So, Microsoft is now taking the moral high ground against Google in the war on privacy. In a new campaign, Microsoft is warning internet users not to get ‘Scroogled’ by allowing Gmail to scan their inboxes to sell ads targeted based on the conversation the user is involved in.
A noble stance one would think, but this is coming from Microsoft, the company that aggressively exploited a near monopoly in desktop software to become one of the largest and most powerful organizations in the world. Once again: we users are merely a ping pong ball in this game of data land grabs.
Microsoft was caught napping when the Internet irreversibly changed how people interact with computers, and has been playing catch up ever since. It has even tried to play Google at its own game, and failed, with the acquisition of aQuantive, a move that has cost it $6.2Bn. Indeed, Microsoft still boasts how it can target ads to consumers based on behaviour and profile of users – it just stops short of analyzing email content.

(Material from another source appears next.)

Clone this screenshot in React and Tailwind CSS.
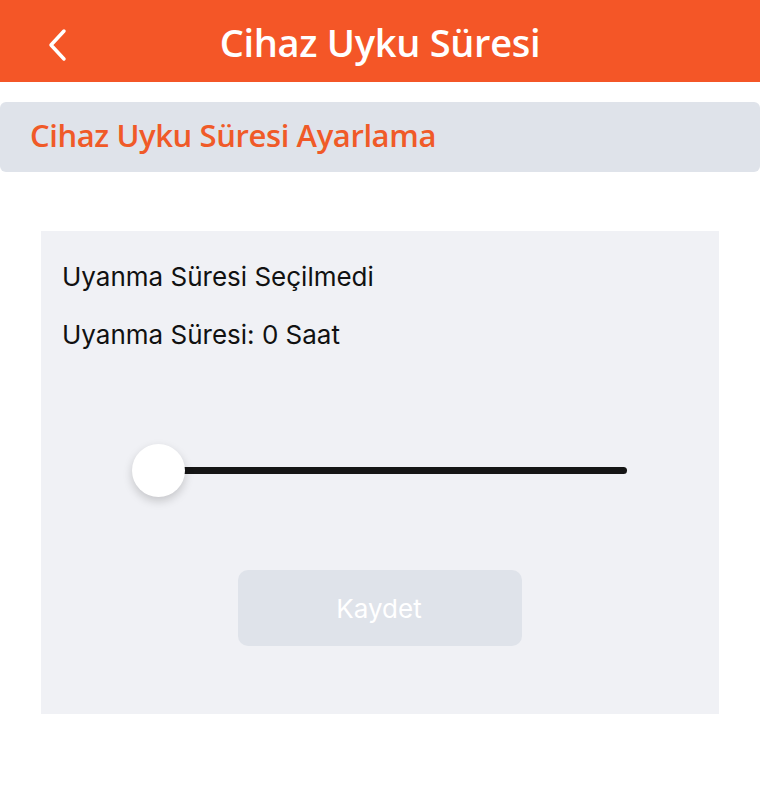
export default function App() {
  return (
    <div className="w-[760px] h-[800px] bg-white flex flex-col" style={{ fontFamily: "Inter, 'Noto Sans', sans-serif" }}>
      <header className="h-[82px] bg-[#F45627] flex items-center relative shrink-0">
        <div className="absolute left-[44px] top-[26px]">
          <svg width="28" height="38" viewBox="0 0 28 38" fill="none">
            <path d="M20 5 L7 19 L20 33" stroke="white" strokeWidth="3.5" strokeLinecap="round" strokeLinejoin="round" />
          </svg>
        </div>
        <h1 className="flex-1 text-center text-white text-[38px] font-semibold leading-none tracking-[-0.3px] pt-[2px]" style={{ fontFamily: "'Open Sans', sans-serif" }}>
          Cihaz Uyku Süresi
        </h1>
      </header>
      <div className="mt-[20px] h-[70px] bg-[#DFE3EA] rounded-[6px] flex items-center px-[30px]">
        <span className="text-[#F05A28] text-[31px] font-semibold tracking-[-0.4px] leading-none pb-[4px]" style={{ fontFamily: "'Open Sans', sans-serif" }}>
          Cihaz Uyku Süresi Ayarlama
        </span>
      </div>
      <div className="mt-[59px] mx-[41px] h-[483px] bg-[#F0F1F5] flex flex-col px-[21px] pt-[26px]">
        <p className="text-[26px] text-[#111] leading-[40px]">Uyanma Süresi Seçilmedi</p>
        <p className="mt-[18px] text-[26px] text-[#111] leading-[40px]">Uyanma Süresi: 0 Saat</p>
        <div className="mt-[88px] ml-[70px] mr-[71px] relative h-[54px] flex items-center">
          <div className="absolute left-[20px] right-0 h-[7px] bg-[#151515] rounded-full" />
          <div className="relative w-[53px] h-[53px] rounded-full bg-white shadow-[0_4px_10px_rgba(0,0,0,0.18)]" />
        </div>
        <div className="mt-[73px] flex justify-center">
          <button className="w-[284px] h-[76px] rounded-[10px] bg-[#DFE3EA] text-white text-[26px] pr-[2px]">Kaydet</button>
        </div>
      </div>
    </div>
  );
}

But perhaps the most telling sign that this new found piety is a red herring is Microsoft’s continued partnership with Facebook, which has recently born fruit in the shape of Facebook’s Graph Search. Microsoft seems more than happy to help Facebook, perhaps the most exploitative of all the data miners, tap into user data in a way never seen before to deliver a search product of dubious merit.
The ‘Scroogled’ campaign is opportunism at large and the only thing we can take from this is that not only do the big Internet companies want to monetize your data; they want to score points off each other with it too.